Saturday, May 14, 2011

SEC likely to probe GREG’s warrants extension

By Jithendra Antonio

 A top official from Sri Lanka’s market watchdog said that Securities and Exchange Commission (SEC) is probing the recent move by European Hedge Fund Lionhart Investment’s public announcement (a notice) about the extension of exercisable date of Environmental Resources Investment Ltd (GREG) 2011 warrants, which the Colombo Stock exchange was not officially informed of.

At the verge of the exercise date deadline of Environmental Resources Investment PLC’s 2011 Warrants (GREG.W0001) on May 13, major shareholder European Hedge Fund Lionhart Investment Ltd in a paper advertisement said it has resolved to extend the exercisable and expiry dates  of the warrants.

When Mirror Business inquired whether the announcement by Lionhart falls within the purview of CSE rules and regulations, the SEC official said  the Colombo Stock Exchange should look in to the matter immediately.

In the statement, Lionhart Investment said that the exercisable date and expiry date of 104.31 million 2011 warrants that were issued pursuant to the resolution passed at the EGM held on 23 April 2009, should  commence on 1 November 2011 and expire  at 4pm on 21 December 2011.

“Cut-off date in respect of the said 2011 warrants shall mean 1 November 2011 and the expiration date of the said 2011 warrants shall mean 4pm 21 December 2011.” The warrants were originally scheduled to expire on 3 June 2011.

The statement by Lionhart further stressed that CSE shall be notified of the aforementioned variations of the period of exercise of 2011 warrants.

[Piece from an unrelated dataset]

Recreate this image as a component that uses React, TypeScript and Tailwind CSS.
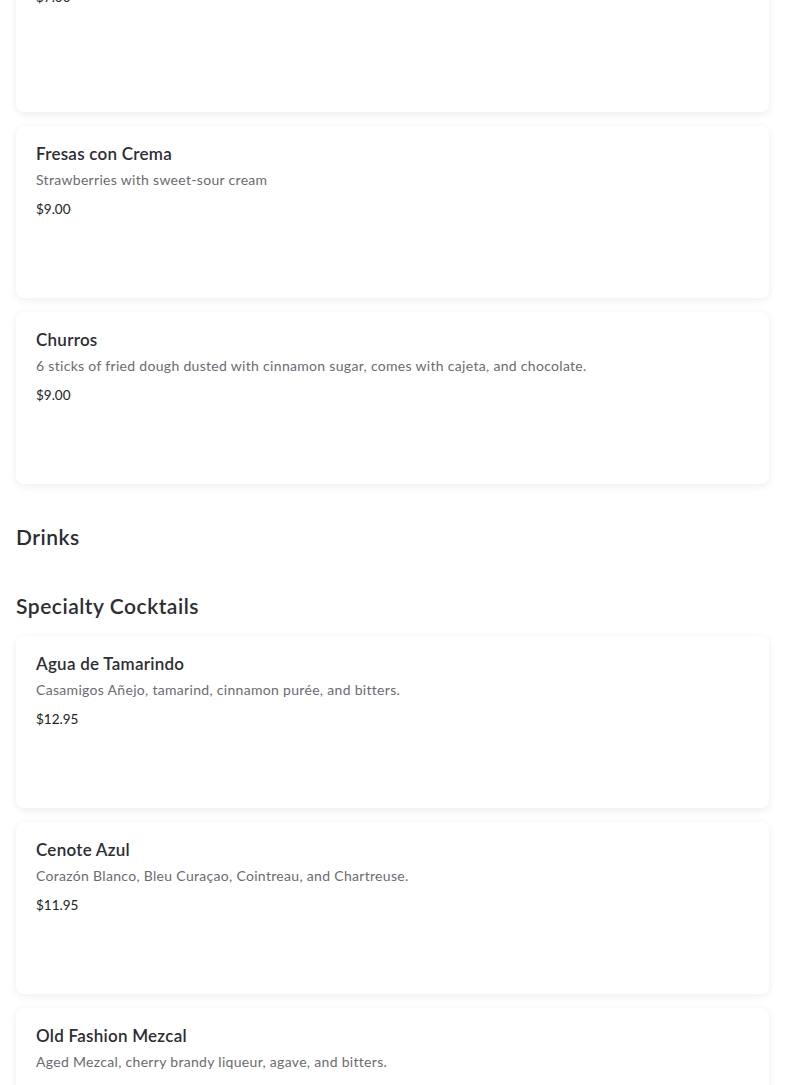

A CSE official was of the view that though a major shareholder of a company can advertise; it should be notified to the Stock Exchange by the company, in this case the Environmental Resources Investment PLC (GREG).

As to date Lionhart Investment Ltd holds 267.97 million (85%) ordinary voting shares of Environmental Resources Investment PLC (GREG), and has 98.33 million of GREG 2011 warrants which constitute more than three fourths of the value of the said 2011 warrants.

On the contrary, market sources are of the view that Lionhart Investment is in a move to reduce its exposure to GREG warrants, whenever the warrants are being exercised.

“What Lionhart does is that they divest warrants to existing other warrant holders, as they have the ability to apply for more warrants during the exercisable time and get capital gains by selling at the normal GREG share price,” an analyst pointed out.